木曜生まれは旅に出る。

旅どころか布団からあまり出ません。

10年前の今日も無職だった。

 

10年前の今日も無職だった。

 

あの日わたしは仕事の面接を翌日に控えて、だらだらと昼過ぎまで寝ていた。

14時過ぎにむっくり起き出して、ジェラートピケ風の寝間着のまま、チャーハンを作っていたら、玄関のドアがバン!バン!と大きな音を立てたので、風が強いのかな?と思った瞬間に大きく揺れだした。

慌てて火を消して、部屋に戻ると大揺れでテレビが落ちそうになっていた。

これはまずいと思って、家から出た。

 

家から出たあとは、家の前の植え込みのところに腰掛けて携帯でテレビを観ていた。

当時住んでいたコーポは小竹向原駅から徒歩1分の駅前物件で、しばらくしたら駅の出口から続々と人が出てきて、どうみても地元民のわたしを見つけて、いろんな人が声をかけてきた。

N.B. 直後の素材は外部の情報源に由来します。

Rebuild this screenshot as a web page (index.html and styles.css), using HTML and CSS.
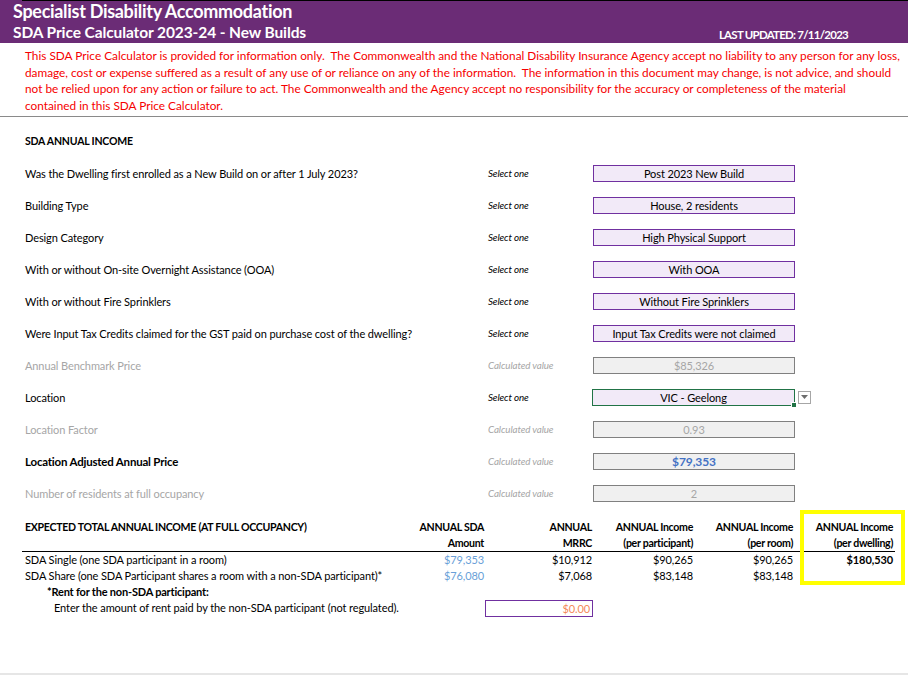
FILE: index.html
```html
<!DOCTYPE html>
<html lang="en">
<head>
<meta charset="utf-8">
<title>SDA Price Calculator 2023-24 - New Builds</title>
<link rel="stylesheet" href="styles.css">
</head>
<body>
<header class="banner">
  <h1 class="title">Specialist Disability Accommodation</h1>
  <div class="sub-row">
    <h2 class="subtitle">SDA Price Calculator 2023-24 - New Builds</h2>
    <span class="updated">LAST UPDATED: 7/11/2023</span>
  </div>
</header>

<p class="disclaimer">This SDA Price Calculator is provided for information only.&nbsp; The Commonwealth and the National Disability Insurance Agency accept no liability to any person for any loss,<br>damage, cost or expense suffered as a result of any use of or reliance on any of the information.&nbsp; The information in this document may change, is not advice, and should<br>not be relied upon for any action or failure to act. The Commonwealth and the Agency accept no responsibility for the accuracy or completeness of the material<br>contained in this SDA Price Calculator.</p>

<section class="income">
  <h3 class="section-title">SDA ANNUAL INCOME</h3>
  <div class="form">
    <div class="row">
      <span class="label">Was the Dwelling first enrolled as a New Build on or after 1 July 2023?</span>
      <span class="hint">Select one</span>
      <span class="box select">Post 2023 New Build</span>
    </div>
    <div class="row">
      <span class="label">Building Type</span>
      <span class="hint">Select one</span>
      <span class="box select">House, 2 residents</span>
    </div>
    <div class="row">
      <span class="label">Design Category</span>
      <span class="hint">Select one</span>
      <span class="box select">High Physical Support</span>
    </div>
    <div class="row">
      <span class="label">With or without On-site Overnight Assistance (OOA)</span>
      <span class="hint">Select one</span>
      <span class="box select">With OOA</span>
    </div>
    <div class="row">
      <span class="label">With or without Fire Sprinklers</span>
      <span class="hint">Select one</span>
      <span class="box select">Without Fire Sprinklers</span>
    </div>
    <div class="row">
      <span class="label">Were Input Tax Credits claimed for the GST paid on purchase cost of the dwelling?</span>
      <span class="hint">Select one</span>
      <span class="box select">Input Tax Credits were not claimed</span>
    </div>
    <div class="row">
      <span class="label muted">Annual Benchmark Price</span>
      <span class="hint muted">Calculated value</span>
      <span class="box calc">$85,326</span>
    </div>
    <div class="row">
      <span class="label">Location</span>
      <span class="hint">Select one</span>
      <span class="box select active">VIC - Geelong</span>
      <span class="dropdown"><svg width="7" height="4" viewBox="0 0 7 4"><path d="M0 0H7L3.5 4Z" fill="#6d6d6d"/></svg></span>
    </div>
    <div class="row">
      <span class="label muted">Location Factor</span>
      <span class="hint muted">Calculated value</span>
      <span class="box calc">0.93</span>
    </div>
    <div class="row">
      <span class="label strong">Location Adjusted Annual Price</span>
      <span class="hint muted">Calculated value</span>
      <span class="box calc highlight">$79,353</span>
    </div>
    <div class="row">
      <span class="label muted">Number of residents at full occupancy</span>
      <span class="hint muted">Calculated value</span>
      <span class="box calc">2</span>
    </div>
  </div>
</section>

<section class="totals">
  <div class="head first">EXPECTED TOTAL ANNUAL INCOME (AT FULL OCCUPANCY)</div>
  <div class="head num">ANNUAL SDA<br>Amount</div>
  <div class="head num">ANNUAL<br>MRRC</div>
  <div class="head num">ANNUAL Income<br>(per participant)</div>
  <div class="head num">ANNUAL Income<br>(per room)</div>
  <div class="head num focus">ANNUAL Income<br>(per dwelling)</div>

  <div class="cell first">SDA Single (one SDA participant in a room)</div>
  <div class="cell num blue">$79,353</div>
  <div class="cell num">$10,912</div>
  <div class="cell num">$90,265</div>
  <div class="cell num">$90,265</div>
  <div class="cell num bold">$180,530</div>

  <div class="cell first">SDA Share (one SDA Participant shares a room with a non-SDA participant)*</div>
  <div class="cell num blue">$76,080</div>
  <div class="cell num">$7,068</div>
  <div class="cell num">$83,148</div>
  <div class="cell num">$83,148</div>
  <div class="cell"></div>

  <div class="note">*Rent for the non-SDA participant:</div>
  <div class="enter">Enter the amount of rent paid by the non-SDA participant (not regulated).</div>
  <div class="rent">$0.00</div>
</section>

<footer class="sheet-end"></footer>
</body>
</html>
```

FILE: styles.css
```css
* { box-sizing: border-box; }

html, body {
  margin: 0;
  padding: 0;
}

body {
  width: 908px;
  height: 675px;
  overflow: hidden;
  background: #ffffff;
  font-family: Lato, "Liberation Sans", sans-serif;
  font-size: 11px;
  letter-spacing: -0.1px;
  color: #000000;
  display: flex;
  flex-direction: column;
}

/* ---------- banner ---------- */
.banner {
  height: 43px;
  padding-left: 13px;
  padding-right: 60px;
  background: linear-gradient(#000, #000) 22px 0 / 100% 1px no-repeat, #6b2c76;
  color: #ffffff;
}

.title {
  margin: 0;
  font-size: 18px;
  font-weight: 700;
  line-height: 22px;
  letter-spacing: -0.3px;
}

.sub-row {
  display: flex;
  justify-content: space-between;
  align-items: baseline;
}

.subtitle {
  margin: 0;
  font-size: 15.5px;
  font-weight: 700;
  line-height: 21px;
  letter-spacing: -0.1px;
}

.updated {
  font-size: 11.5px;
  font-weight: 700;
  letter-spacing: -0.75px;
  position: relative;
  top: 1px;
}

/* ---------- disclaimer ---------- */
.disclaimer {
  margin: 0;
  height: 74px;
  padding: 5px 0 0 25px;
  border-bottom: 1px solid #8a8a8a;
  color: #f60000;
  font-size: 11.82px;
  line-height: 16.7px;
  letter-spacing: 0;
  white-space: nowrap;
}

/* ---------- income form ---------- */
.income {
  padding: 16px 0 0 25px;
}

.section-title {
  margin: 0 0 8px;
  font-size: 10.5px;
  font-weight: 700;
  line-height: 16px;
  letter-spacing: -0.2px;
}

.form {
  display: flex;
  flex-direction: column;
}

.row {
  height: 32px;
  display: grid;
  grid-template-columns: 463px 105px 203px 15px;
  align-items: center;
}

.label { white-space: nowrap; }
.label.muted { color: #a6a6a6; }
.label.strong { font-weight: 700; font-size: 11.5px; letter-spacing: -0.2px; }

.hint {
  font-style: italic;
  font-size: 9.8px;
  color: #000;
}
.hint.muted { color: #a6a6a6; }

.box {
  height: 17px;
  line-height: 15px;
  text-align: center;
  white-space: nowrap;
}

.select {
  background: #f2eaf8;
  border: 1px solid #7030a0;
  margin-right: 1px;
  position: relative;
}

.select.active {
  border-color: #217346;
  margin-left: -1px;
  margin-right: 1px;
}

.select.active::after {
  content: "";
  position: absolute;
  right: -3px;
  bottom: -3px;
  width: 4px;
  height: 4px;
  background: #217346;
  border: 1px solid #fff;
}

.calc {
  background: #f0f0f0;
  border: 1px solid #808080;
  margin-right: 1px;
  color: #a6a6a6;
}

.calc.highlight {
  color: #4472c4;
  font-weight: 700;
  font-size: 12px;
}

.dropdown {
  margin-left: 2px;
  width: 13px;
  height: 13px;
  border: 1px solid #a6a6a6;
  background: #fff;
  display: flex;
  align-items: center;
  justify-content: center;
}

/* ---------- totals ---------- */
.totals {
  margin-top: 9px;
  margin-left: 22px;
  display: grid;
  grid-template-columns: 364px 100px 108px 101px 100px 100px;
  grid-template-rows: 34px;
  grid-auto-rows: 16px;
  line-height: 16px;
}

.head {
  padding-top: 1px;
  font-weight: 700;
  font-size: 10.6px;
  letter-spacing: -0.3px;
  border-bottom: 1px solid #000;
  white-space: nowrap;
}

.first { padding-left: 3px; white-space: nowrap; }

.num {
  text-align: right;
  padding-right: 2px;
}

.cell { white-space: nowrap; }
.cell.blue { color: #6a9fd8; }
.cell.bold { font-weight: 700; }

.focus {
  position: relative;
}

.focus::after {
  content: "";
  position: absolute;
  top: -8px;
  left: 5px;
  right: -10px;
  height: 67px;
  border: 4px solid #ffff00;
}

.note {
  grid-column: 1 / span 6;
  padding-left: 25px;
  font-weight: 700;
  letter-spacing: -0.2px;
}

.enter {
  grid-column: 1 / span 2;
  padding-left: 32px;
  white-space: nowrap;
  height: 17px;
}

.rent {
  grid-column: 3;
  height: 17px;
  margin-left: -1px;
  margin-right: 1px;
  border: 1px solid #7030a0;
  color: #f4895a;
  text-align: right;
  padding-right: 2px;
  line-height: 15px;
}

.sheet-end {
  margin-top: auto;
  height: 2px;
  background: #e6e6e6;
}
```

「タクシー拾える場所ありますか?」「この辺に飲食店はありますか?」「いま、なにがどうなってるんですか?」

 

わたしもなにがどうなってるのか知りたかった。

できる限りの応答をして、揺れが収まってから家に戻ってしばらくニュースを観てこれはとんでもないことだと思った。

本棚だらけの部屋だったが幸いほとんど物は倒れていなくて、トイレに置いてあったガラスの砂がぶちまけられた程度で済んだ。

 

Twitterで情報収集をした。

板橋に住んでいたフォロワーさんからは、「ひとりで大丈夫?うちに来てもいいよ」と連絡があった。

友だちの安否も分かったし、あのときTwitterがあって本当に良かったと思う。

 

徒歩5分のところに祖母と従姉一家が住む家があった。築40年以上の木造住宅だ。

心配になって様子を見に行ってみると、家の前の緑道に祖母と叔母と従弟がいた。

家の1階にはたくさんの本棚があったが、それが倒れていて大惨事だったし、余震が何度か来ていたから、家に戻るのはまだ早いと思った。

祖母と叔母は家に入りたがったので、バイト先に顔を出すという従弟から、二人を家に入れないように言付かって、しばらく三人で外にいた。

 

それから従姉の家の二階リビングでずっとニュースを観ていた。

仕事に行っていた叔父と従弟が帰ってきて、従姉と叔母の妹からは仕事先から徒歩で帰ると連絡があって、叔母は天ぷらを揚げていた(つよい)。

 

夜、元カレから電話があって、家に帰れそうにないから泊めてほしいと言ってきた。

元カレは職場のあった銀座から歩いて家まで来た。

二人で今日は服着たまま寝ようと話して、枕元に靴を置いて、ずっとテレビはつけっぱなしで、余震も怖くて、ほとんど眠れなかったことを覚えている。

 

わたしの3.11はこんな感じだったということだけ記しておく。